Meu estômago se revirou violentamente.
Na minha vida passada, eu estava lá. Vi o caos se instalar, vi o pânico nos olhos das pessoas quando o primeiro tiro soou. Vi meu irmão, Pedro, cair no chão, uma mancha vermelha se espalhando rapidamente em sua camisa branca.
Lembro de ter gritado o nome dele, de ter corrido até ele, de ter pressionado minhas mãos trêmulas sobre o ferimento, tentando inutilmente estancar o sangue. Lembro de ter ligado para minha mãe, Dra.

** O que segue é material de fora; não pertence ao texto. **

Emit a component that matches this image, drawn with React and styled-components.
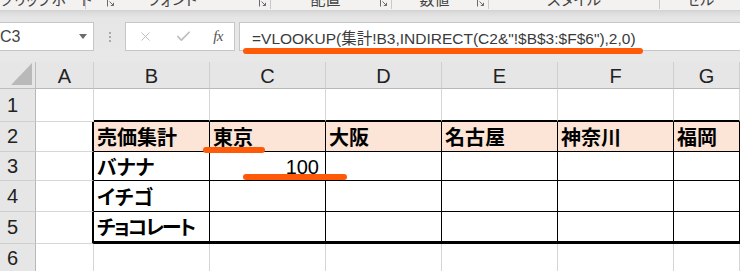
import React from "react";
import styled, { createGlobalStyle } from "styled-components";
import { X, Check } from "lucide-react";

const GlobalStyle = createGlobalStyle`
  html, body { margin: 0; padding: 0; background: #ffffff; overflow: hidden; }
  * { box-sizing: border-box; }
`;

const JP = `"Noto Sans CJK JP", "Noto Sans", sans-serif`;
const LAT = `"Liberation Sans", "Noto Sans CJK JP", Arial, sans-serif`;

const Root = styled.div`
  position: relative;
  width: 740px;
  height: 271px;
  overflow: hidden;
  display: flex;
  flex-direction: column;
  background: #e8e8e8;
`;

/* ---------- ribbon ---------- */
const Ribbon = styled.div`
  height: 11px;
  flex: none;
  display: flex;
  background: #f3f2f1;
  border-bottom: 1px solid #d2d2d2;
  overflow: hidden;
`;

const Group = styled.div`
  flex: none;
  width: ${(p) => p.$w}px;
  display: flex;
  align-items: flex-start;
  border-right: ${(p) => (p.$sep ? "1px solid #c9c9c9" : "none")};
  height: 9px;
`;

const GroupLabel = styled.div`
  flex: 1;
  display: flex;
  justify-content: ${(p) => (p.$end ? "flex-end" : "center")};
  padding-right: ${(p) => p.$pr || 0}px;
  margin-top: -10px;
  font-family: ${JP};
  font-feature-settings: "palt";
  font-size: 15px;
  line-height: 17px;
  color: #444;
  white-space: nowrap;
`;

const Launcher = styled.svg`
  flex: none;
  width: 8px;
  height: 8px;
  margin: -1px 3px 0 0;
`;

/* ---------- formula bar ---------- */
const FormulaBar = styled.div`
  flex: none;
  height: 51px;
  display: flex;
  align-items: flex-start;
  padding-top: 11px;
  background: linear-gradient(to bottom, #d8d8d8 0px, #e6e6e6 7px, #e8e8e8 100%);
`;

const Box = styled.div`
  height: 29px;
  background: #ffffff;
  border: 1px solid #c6c6c6;
  display: flex;
  align-items: center;
`;

const NameBox = styled(Box)`
  width: 96px;
  margin-left: -2px;
  padding-left: 1px;
  justify-content: space-between;
  font-family: ${LAT};
  font-size: 16px;
  color: #444;
`;

const Caret = styled.svg`
  width: 8px;
  height: 5px;
  margin-right: 6px;
`;

const Grip = styled.div`
  width: 31px;
  height: 29px;
  display: flex;
  flex-direction: column;
  align-items: center;
  justify-content: center;
  gap: 2px;
`;

const Dot = styled.span`
  width: 2px;
  height: 2px;
  background: #a9a9a9;
`;

const ButtonBox = styled(Box)`
  width: 110px;
  justify-content: space-between;
  padding: 0 11px 0 12px;
`;

const Fx = styled.span`
  font-family: "Liberation Serif", "DejaVu Serif", serif;
  font-style: italic;
  font-size: 15px;
  color: #555;
  letter-spacing: -0.5px;
`;

const FormulaBox = styled(Box)`
  position: relative;
  flex: 1;
  margin-left: 4px;
  margin-right: -2px;
  padding-left: 12px;
  font-family: ${LAT};
  font-size: 15.5px;
  color: #3a3a3a;
  white-space: nowrap;
`;

const Mark = styled.div`
  position: absolute;
  z-index: 3;
  left: ${(p) => p.$x}px;
  top: ${(p) => p.$y}px;
  width: ${(p) => p.$w}px;
  height: 6px;
  border-radius: 3px;
  background: #ff5a08;
`;

/* ---------- sheet ---------- */
const Sheet = styled.div`
  flex: 1;
  display: grid;
  grid-template-columns: 36px 58px repeat(5, 116px) 1fr;
  grid-template-rows: 27px 33px 30px 29px 31px 32px 30px;
  background: #ffffff;
`;

const Corner = styled.div`
  background: #e6e6e6;
  border-right: 1px solid #bdbdbd;
  border-bottom: 1px solid #bdbdbd;
  display: flex;
  align-items: flex-end;
  justify-content: flex-end;
`;

const CornerTriangle = styled.svg`
  width: 22px;
  height: 23px;
  margin: 0 2px 2px 0;
`;

const ColHead = styled.div`
  background: #e6e6e6;
  border-right: 1px solid #cfcfcf;
  border-bottom: 1px solid #b8b8b8;
  display: flex;
  align-items: center;
  justify-content: center;
  padding-top: 2px;
  font-family: ${LAT};
  font-size: 20px;
  color: #222;
`;

const RowHead = styled.div`
  background: #e6e6e6;
  border-right: 1px solid #b8b8b8;
  border-bottom: 1px solid #cfcfcf;
  display: flex;
  align-items: center;
  padding-left: 7px;
  font-family: ${LAT};
  font-size: 20px;
  color: #222;
`;

const Cell = styled.div`
  position: relative;
  background: ${(p) => p.$bg || "#ffffff"};
  border-right: ${(p) => p.$right};
  border-bottom: ${(p) => p.$bottom};
  display: flex;
  align-items: center;
  justify-content: ${(p) => (p.$num ? "flex-end" : "flex-start")};
  padding: ${(p) => (p.$num ? "2px 6px 0 0" : "0 0 0 3px")};
  font-family: ${(p) => (p.$num ? LAT : JP)};
  font-feature-settings: "palt";
  font-weight: ${(p) => (p.$num ? 400 : 700)};
  font-size: 20px;
  letter-spacing: ${(p) => p.$ls || 0}px;
  color: #000;
  white-space: nowrap;
`;

const GRID = "1px solid #d6d6d6";
const INK = "1px solid #000";

const COLS = ["A", "B", "C", "D", "E", "F", "G"];
const DATA = {
  2: ["", "売価集計", "東京", "大阪", "名古屋", "神奈川", "福岡"],
  3: ["", "バナナ", "100", "", "", "", ""],
  4: ["", "イチゴ", "", "", "", "", ""],
  5: ["", "チョコレート", "", "", "", "", ""],
};

function borders(r, c) {
  const inTable = r >= 2 && r <= 5 && c >= 1;
  let right = GRID;
  let bottom = GRID;
  if (inTable) {
    right = INK;
    bottom = r === 5 ? "3px solid #000" : INK;
  }
  if (c === 0 && r >= 2 && r <= 5) right = "2px solid #000";
  if (r === 1 && c >= 1) bottom = "2px solid #000";
  return { right, bottom };
}

const RIBBON = [
  { w: 86, label: "クリップボード", end: true, pr: 14, launcher: true },
  { w: 185, label: "フォント", launcher: true },
  { w: 121, label: "配置", launcher: true },
  { w: 97, label: "数値", launcher: true },
  { w: 171, label: "スタイル" },
  { w: 80, label: "セル", nosep: true },
];

function LauncherIcon() {
  return (
    <Launcher viewBox="0 0 8 8">
      <path d="M0.5 7.5V0.5H7.5" fill="none" stroke="#6a6a6a" strokeWidth="1" />
      <path d="M2.5 2.5L6.5 6.5M3.8 6.5H6.5V3.8" fill="none" stroke="#6a6a6a" strokeWidth="1" />
    </Launcher>
  );
}

export default function App() {
  const cells = [];
  cells.push(
    <Corner key="corner">
      <CornerTriangle viewBox="0 0 22 23">
        <polygon points="21,0 21,22 0,22" fill="#b9b9b9" />
      </CornerTriangle>
    </Corner>
  );
  COLS.forEach((l) => cells.push(<ColHead key={"h" + l}>{l}</ColHead>));
  for (let r = 1; r <= 6; r++) {
    cells.push(<RowHead key={"r" + r}>{r}</RowHead>);
    COLS.forEach((l, c) => {
      const { right, bottom } = borders(r, c);
      const text = (DATA[r] && DATA[r][c]) || "";
      const num = /^\d+$/.test(text);
      cells.push(
        <Cell
          key={l + r}
          $right={right}
          $bottom={bottom}
          $bg={r === 2 && c >= 1 ? "#fce4d6" : undefined}
          $num={num}
          $ls={text.length > 4 ? -2 : 0}
        >
          {text}
          {r === 2 && c === 2 && <Mark $x={-7} $y={25} $w={62} />}
          {r === 3 && c === 2 && <Mark $x={33} $y={22} $w={104} />}
        </Cell>
      );
    });
  }

  return (
    <Root>
      <GlobalStyle />
      <Ribbon>
        {RIBBON.map((g) => (
          <Group key={g.label} $w={g.w} $sep={!g.nosep}>
            <GroupLabel $end={g.end} $pr={g.pr}>{g.label}</GroupLabel>
            {g.launcher && <LauncherIcon />}
          </Group>
        ))}
      </Ribbon>
      <FormulaBar>
        <NameBox>
          <span>C3</span>
          <Caret viewBox="0 0 8 5">
            <polygon points="0,0 8,0 4,5" fill="#6b6b6b" />
          </Caret>
        </NameBox>
        <Grip>
          <Dot />
          <Dot />
          <Dot />
        </Grip>
        <ButtonBox>
          <X size={15} color="#bdbdbd" strokeWidth={1.6} />
          <Check size={17} color="#bdbdbd" strokeWidth={2.4} />
          <Fx>fx</Fx>
        </ButtonBox>
        <FormulaBox>
          =VLOOKUP(集計!B3,INDIRECT(C2&amp;"!$B$3:$F$6"),2,0)
          <Mark $x={3} $y={25} $w={400} />
        </FormulaBox>
      </FormulaBar>
      <Sheet>{cells}</Sheet>
    </Root>
  );
}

Lúcia, a melhor cirurgiã cardíaca do país, implorando para que ela viesse ao hospital.
A voz dela no telefone ainda assombra minhas noites. Fria, distante, cheia de irritação.
"Maria, que exagero. Deve ser só um arranhão. Estou aproveitando o dia na praia com a Sofia, não me incomode com bobagens."
Ela desligou.
Pedro morreu naquela noite na mesa de operação, esperando por uma cirurgiã que nunca chegou.
Depois, o inferno. A família inteira se voltou contra mim. Minha mãe, meu pai, meus avós. Todos eles me culparam.
"Se você tivesse insistido mais, Maria!"
"Se você tivesse descrito a gravidade da situação direito!"
"A culpa é sua. Você não conseguiu convencer sua mãe a salvar o próprio filho."
Eu me tornei a assassina do meu irmão aos olhos deles. A dor e a culpa me consumiram até que, alguns anos depois, eu também morri, sozinha e esquecida em um apartamento frio, com o coração partido.
Mas agora, eu estava aqui. Viva. O despertador marcava sete da manhã. O dia estava apenas começando.
Um calafrio percorreu minha espinha. A memória da camisa branca de Pedro manchada de vermelho vivo era tão nítida, tão real, que senti o cheiro metálico de sangue no ar. O som do tiro ecoou em meus ouvidos.
Eu me levantei da cama, minhas pernas fracas. Fui até o banheiro e joguei água fria no rosto, tentando afastar as imagens.
Desta vez, eu não vou intervir.
A decisão se formou na minha mente, fria e dura como uma pedra de gelo.
Não adiantaria. Eu tentei. Eu implorei. E a única coisa que consegui foi ser o bode expiatório para a dor e a negligência de todos. Eles preferiram me odiar a admitir que a mãe perfeita, a médica renomada, falhou. Eles precisavam de um culpado, e a filha que ela nunca amou era o alvo perfeito.
Não.
Desta vez, eu não vou para o protesto. Não vou ver Pedro ser baleado. Não vou ligar para a minha mãe. Não vou dar a eles a chance de me destruírem novamente.
Desta vez, eu vou me salvar.
Vesti uma roupa qualquer, peguei minha bolsa e minhas chaves. Não tomei café da manhã. Eu só precisava sair daquele apartamento, sair da universidade, ir para o mais longe possível daquele protesto.
Enquanto descia as escadas do prédio, minhas mãos tremiam tanto que mal consegui segurar o corrimão. Cada passo era uma luta contra o instinto de correr para a universidade, encontrar Pedro, arrastá-lo para longe dali.
Mas a lembrança do olhar de ódio da minha mãe no funeral, a lembrança do meu pai se recusando a olhar para mim, a lembrança dos meus avós sussurrando pelas minhas costas... tudo isso era uma âncora me prendendo a essa nova decisão.
Eu não vou passar por aquilo de novo.
Cheguei à rua e comecei a correr. Corri sem rumo, sem direção. Apenas corri, com as lágrimas escorrendo pelo meu rosto, o som da minha própria respiração ofegante abafando os fantasmas do passado.
Eu corri para longe do meu irmão, para longe da minha família, para longe da vida que me matou.